§ THE TASK
Give a verbatim copy of the lines below, minus the pictures.
>> begin DATA BLOCK
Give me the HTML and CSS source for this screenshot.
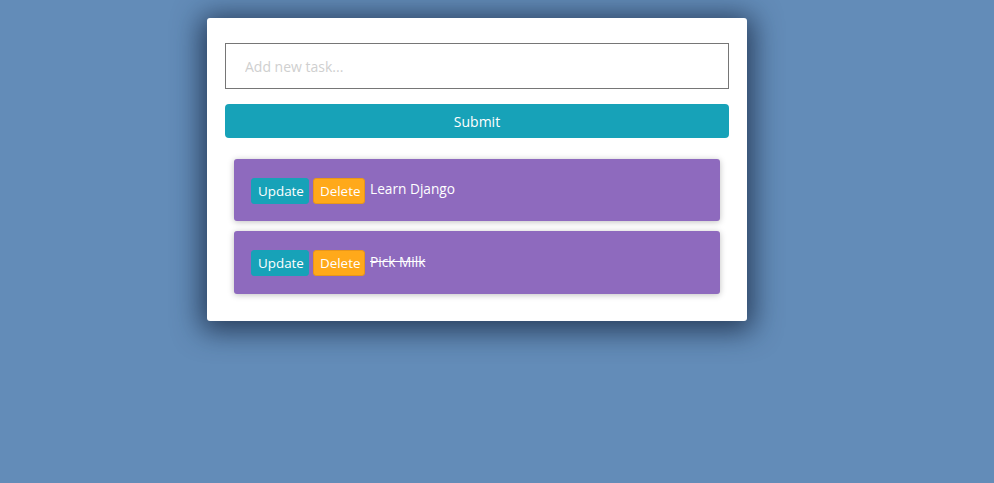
FILE: index.html
```html
<!DOCTYPE html>
<html>
<head>
<meta charset="utf-8">
<link rel="stylesheet" href="styles.css">
</head>
<body>
<div class="card">
  <form class="task-form">
    <input class="task-input" type="text" placeholder="Add new task...">
    <button class="submit" type="button">Submit</button>
  </form>
  <div class="list">
    <div class="item">
      <button class="btn btn-update">Update</button>
      <button class="btn btn-delete">Delete</button>
      <span class="title">Learn Django</span>
    </div>
    <div class="item">
      <button class="btn btn-update">Update</button>
      <button class="btn btn-delete">Delete</button>
      <span class="title done">Pick Milk</span>
    </div>
  </div>
</div>
</body>
</html>
```
FILE: styles.css
```css
* { box-sizing: border-box; }
body {
  margin: 0;
  background: #638cb8;
  font-family: "Open Sans", "Noto Sans", sans-serif;
  height: 483px;
}
.card {
  width: 540px;
  margin: 18px 0 0 207px;
  background: #fff;
  border-radius: 3px;
  padding: 25px 18px 27px;
  box-shadow: 0 4px 28px 6px rgba(20, 35, 60, 0.75);
}
.task-form {
  display: flex;
  flex-direction: column;
  gap: 15px;
}
.task-input {
  height: 46px;
  border: 1px solid #767676;
  padding: 0 19px;
  font: 14px "Open Sans", sans-serif;
  outline: none;
}
.task-input::placeholder { color: #cfcfcf; }
.submit {
  height: 34px;
  border: none;
  border-radius: 4px;
  background: #17a2b8;
  color: #fff;
  font: 14px "Open Sans", sans-serif;
}
.list {
  display: flex;
  flex-direction: column;
  gap: 10px;
  margin: 21px 9px 0;
}
.item {
  height: 62px;
  background: #8e6abe;
  border-radius: 3px;
  box-shadow: 0 1px 6px rgba(0,0,0,0.25);
  display: flex;
  align-items: center;
  padding: 0 17px;
  gap: 4px;
  padding-top: 1px;
}
.item + .item { height: 63px; padding-top: 1px; }
.btn {
  height: 26px;
  border-radius: 3px;
  font: 13.4px "Open Sans", sans-serif;
  color: #fff;
  padding: 0 6px;
}
.btn-update {
  width: 58px;
  background: #17a2b8;
  border: 1px solid #17a2b8;
}
.btn-delete {
  width: 52px;
  background: #ffa91a;
  border: 1px solid #e8961a;
}
.title {
  color: #fff;
  font-size: 13.7px;
  margin-left: 1px;
  margin-top: -4px;
}
.done { text-decoration: line-through; }
```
>> end DATA BLOCK
§ TASK RESULT
Give me the HTML and CSS source for this screenshot.
FILE: index.html
```html
<!DOCTYPE html>
<html>
<head>
<meta charset="utf-8">
<link rel="stylesheet" href="styles.css">
</head>
<body>
<div class="card">
  <form class="task-form">
    <input class="task-input" type="text" placeholder="Add new task...">
    <button class="submit" type="button">Submit</button>
  </form>
  <div class="list">
    <div class="item">
      <button class="btn btn-update">Update</button>
      <button class="btn btn-delete">Delete</button>
      <span class="title">Learn Django</span>
    </div>
    <div class="item">
      <button class="btn btn-update">Update</button>
      <button class="btn btn-delete">Delete</button>
      <span class="title done">Pick Milk</span>
    </div>
  </div>
</div>
</body>
</html>
```
FILE: styles.css
```css
* { box-sizing: border-box; }
body {
  margin: 0;
  background: #638cb8;
  font-family: "Open Sans", "Noto Sans", sans-serif;
  height: 483px;
}
.card {
  width: 540px;
  margin: 18px 0 0 207px;
  background: #fff;
  border-radius: 3px;
  padding: 25px 18px 27px;
  box-shadow: 0 4px 28px 6px rgba(20, 35, 60, 0.75);
}
.task-form {
  display: flex;
  flex-direction: column;
  gap: 15px;
}
.task-input {
  height: 46px;
  border: 1px solid #767676;
  padding: 0 19px;
  font: 14px "Open Sans", sans-serif;
  outline: none;
}
.task-input::placeholder { color: #cfcfcf; }
.submit {
  height: 34px;
  border: none;
  border-radius: 4px;
  background: #17a2b8;
  color: #fff;
  font: 14px "Open Sans", sans-serif;
}
.list {
  display: flex;
  flex-direction: column;
  gap: 10px;
  margin: 21px 9px 0;
}
.item {
  height: 62px;
  background: #8e6abe;
  border-radius: 3px;
  box-shadow: 0 1px 6px rgba(0,0,0,0.25);
  display: flex;
  align-items: center;
  padding: 0 17px;
  gap: 4px;
  padding-top: 1px;
}
.item + .item { height: 63px; padding-top: 1px; }
.btn {
  height: 26px;
  border-radius: 3px;
  font: 13.4px "Open Sans", sans-serif;
  color: #fff;
  padding: 0 6px;
}
.btn-update {
  width: 58px;
  background: #17a2b8;
  border: 1px solid #17a2b8;
}
.btn-delete {
  width: 52px;
  background: #ffa91a;
  border: 1px solid #e8961a;
}
.title {
  color: #fff;
  font-size: 13.7px;
  margin-left: 1px;
  margin-top: -4px;
}
.done { text-decoration: line-through; }
```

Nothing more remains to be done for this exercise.